Top Ten Celebrities This Decade Who Crashed and Burned with Video Evidence

Categories: Whatever

And a partridge in a pear tree...
Last week, we gave you our list of celebrities who manage to save their careers after difficult times. This week, we go a different direction. If we have learned anything from TMZ, it's that people love celebrity scandals and the more salacious it is, the more people like it.

The last ten years have seen plenty of celebrities suffer through problems from addiction and divorce to sex tapes and violence, but if you want to make it on our list of celebrities who crashed and burned, you have to do some really dumb stuff. It also helps if you were super famous to begin with and if you approached your failure with the smugness of a jerk off who cuts people off in traffic and flips them the bird because they honked.

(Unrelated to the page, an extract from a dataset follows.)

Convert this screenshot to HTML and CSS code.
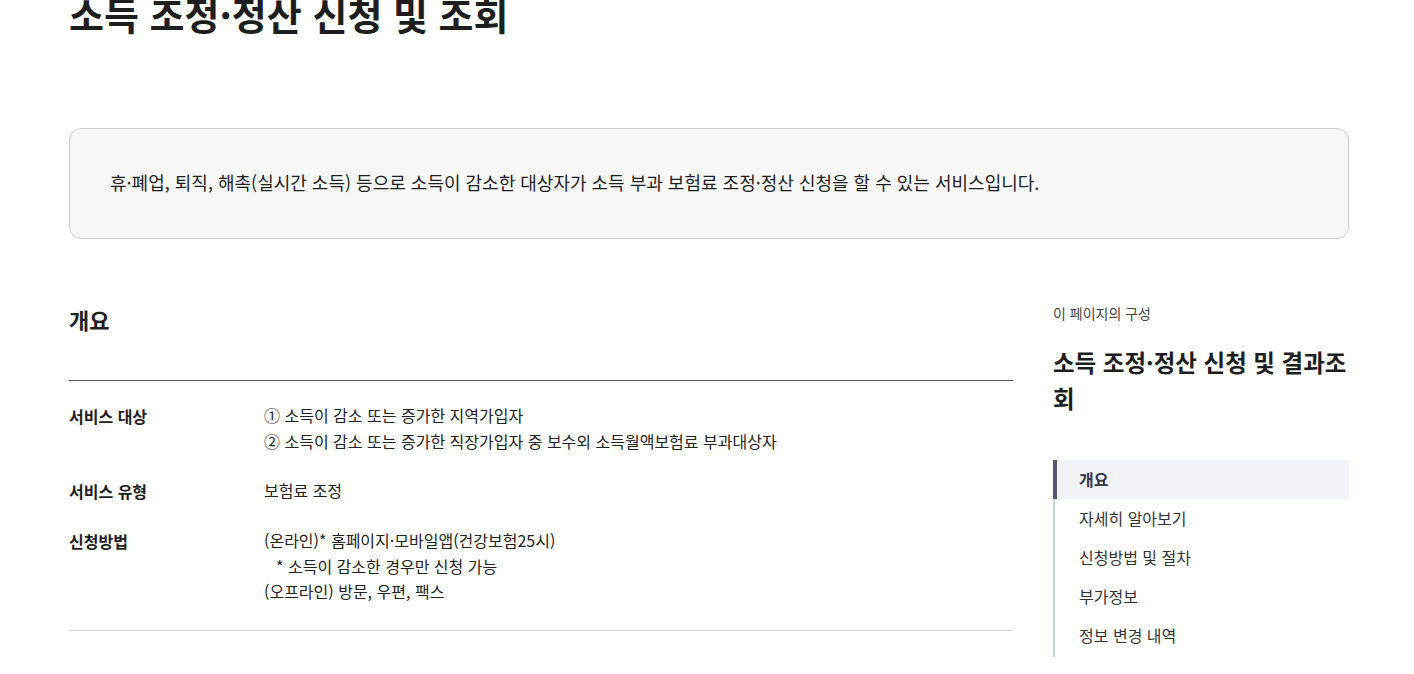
FILE: index.html
```html
<!DOCTYPE html>
<html lang="ko">
<head>
<meta charset="utf-8">
<title>소득 조정·정산 신청 및 조회</title>
<link rel="stylesheet" href="styles.css">
</head>
<body>
<div class="page">
  <h1 class="title">소득 조정·정산 신청 및 조회</h1>
  <div class="summary">휴·폐업, 퇴직, 해촉(실시간 소득) 등으로 소득이 감소한 대상자가 소득 부과 보험료 조정·정산 신청을 할 수 있는 서비스입니다.</div>
  <div class="layout">
    <main class="main">
      <h2 class="section-title">개요</h2>
      <dl class="info">
        <div class="row">
          <dt>서비스 대상</dt>
          <dd>① 소득이 감소 또는 증가한 지역가입자<br>② 소득이 감소 또는 증가한 직장가입자 중 보수외 소득월액보험료 부과대상자</dd>
        </div>
        <div class="row">
          <dt>서비스 유형</dt>
          <dd>보험료 조정</dd>
        </div>
        <div class="row">
          <dt>신청방법</dt>
          <dd>(온라인)* 홈페이지·모바일앱(건강보험25시)<br><span class="note">* 소득이 감소한 경우만 신청 가능</span><br>(오프라인) 방문, 우편, 팩스</dd>
        </div>
      </dl>
    </main>
    <aside class="side">
      <p class="side-label">이 페이지의 구성</p>
      <h3 class="side-title">소득 조정·정산 신청 및 결과조회</h3>
      <ul class="toc">
        <li class="active">개요</li>
        <li>자세히 알아보기</li>
        <li>신청방법 및 절차</li>
        <li>부가정보</li>
        <li>정보 변경 내역</li>
      </ul>
    </aside>
  </div>
</div>
</body>
</html>
```

FILE: styles.css
```css
* { box-sizing: border-box; }
html, body { margin: 0; padding: 0; background: #fff; }
body {
  font-family: "Noto Sans CJK KR", "Noto Sans", sans-serif;
  color: #1e1e1e;
  overflow: hidden;
}
.page {
  width: 1280px;
  margin-left: 69px;
}
.title {
  font-size: 38px;
  font-weight: 700;
  line-height: 52px;
  margin: -12px 0 0;
  color: #1e1e1e;
}
.summary {
  margin-top: 88px;
  background: #f7f7f7;
  border: 1px solid #cdcdcd;
  border-radius: 12px;
  padding: 38px 40px 42px;
  height: 111px;
  font-size: 18px;
  line-height: 28px;
  display: flex;
  align-items: center;
}
.layout {
  display: flex;
  gap: 40px;
  margin-top: 58px;
}
.main { width: 944px; }
.section-title {
  font-size: 22px;
  font-weight: 700;
  line-height: 32px;
  margin: 0;
  padding: 6px 0 45px;
  border-bottom: 1px solid #555;
}
.info {
  margin: 0;
  padding: 22px 0 25px;
  border-bottom: 1px solid #d6d6d6;
}
.row {
  display: flex;
  margin-bottom: 24px;
}
.row:last-child { margin-bottom: 0; }
.row dt {
  width: 195px;
  font-weight: 700;
  font-size: 16px;
  line-height: 26px;
}
.row dd {
  margin: 0;
  font-size: 16px;
  line-height: 25.5px;
  color: #222;
}
.note { padding-left: 12px; }
.side { width: 296px; }
.side-label {
  margin: 6px 0 0;
  font-size: 14px;
  line-height: 20px;
  color: #444;
}
.side-title {
  margin: 21px 0 0;
  font-size: 23.5px;
  font-weight: 700;
  line-height: 36px;
}
.toc {
  list-style: none;
  margin: 44px 0 0;
  padding: 0 0 2px;
  border-left: 2px solid #c7d2e3;
}
.toc li {
  font-size: 16px;
  line-height: 39px;
  padding-left: 24px;
  color: #333;
}
.toc li.active {
  background: #f2f3f8;
  color: #333551;
  font-weight: 700;
  margin-left: -2px;
  padding-left: 22px;
  border-left: 4px solid #545775;
}
```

You have to be a real wreck to make this list. Here we go.

10. Tom Sizemore

Tom Sizemore is a critically acclaimed tough-guy actor, who has been highly sought after by directors and has appeared in numerous successful films including True Romance, Heat, Saving Private Ryan and Black Hawk Down. Unfortunately, Sizemore is also an addict. As a result, this promising actor now has a string of arrests and stints in jail to add to his resume. He has been shot, arrested for assault and battery against his former girlfriend, "Hollywood Madam" Heidi Fleiss, and nabbed for possession of meth. Recently, he was encouraged to go on Celebrity Rehab with Dr. Drew because if you are going to get sober, you may as well get paid for it.

9. David Hasselhoff

No one is allowed to hassle the Hoff except, of course, for the Hoff himself. The former soap star, chief Pamela Anderson bikini waxer on Baywatch and unlikely German pop star also happens to be a raging alcoholic who rolls around on the floor with hamburgers while his daughter rolls the camera. For someone with marginal talent, his stint as a judge on America's Got Talent notwithstanding, he should be drinking in every moment of success instead of every fifth of vodka he can get his hands on.

8. Tom DeLay

There are a lot of you out there who find this particular collapse to be quite satisfying. The self-proclaimed "Texas Hammer" and conservative congressional leader went from running the House of Representatives to being convicted of money laundering. His tactics as a political leader were often blunt and brutal, which made it seem like poetic justice when his guilty verdict was handed down in similar fashion. To go from a couple heartbeats away from the Presidency to a drop of the soap away from sodomy is a fall worthy of a Greek tragedy.

7. Tom Cruise

Does anyone remember when this guy made women swoon? We don't either. The superstar actor found success through good looks and a boyish charm on the big screen in everything from blockbuster films Top Gun and Mission Impossible to more dramatic turns in Rain Man and Magnolia. He stared down Jack Nicholson, became a Samurai and managed to survive Stanley Kubrick and his awful, spare, one-note-at-a-time piano theme in Eyes Wide Shut. Now, Cruise is known as much for his beliefs in Scientology, bizarre public behavior and the much rumored captivity of his actress wife, Katie Holmes. His movies have started to tank and everyone just assumes he's gay. On top of all that, Goose died because he was too much of a Maverick.

6. Michael Richards

Julia Louis-Dreyfus has managed to carve out a post-Seinfeld career for herself. Jerry still does stand up comedy quite successfully. Even Jason Alexander works in Broadway productions, where he got his start. Then there's Kramer. After the show about nothing went off the air, Richards found zero luck on his own. His NBC pilot tanked and nothing else substantial came along for the former hipster dufus. Then, in 2006, on stage at a comedy club, he went, as Regis Philbin said of Kramer, "bonko!" He not only called out a heckler, but dropped the n-word repeatedly. Naturally, it was all caught on camera. Richards appeared in several forums and offered awkward apologies, but the damage was done. Giddyup!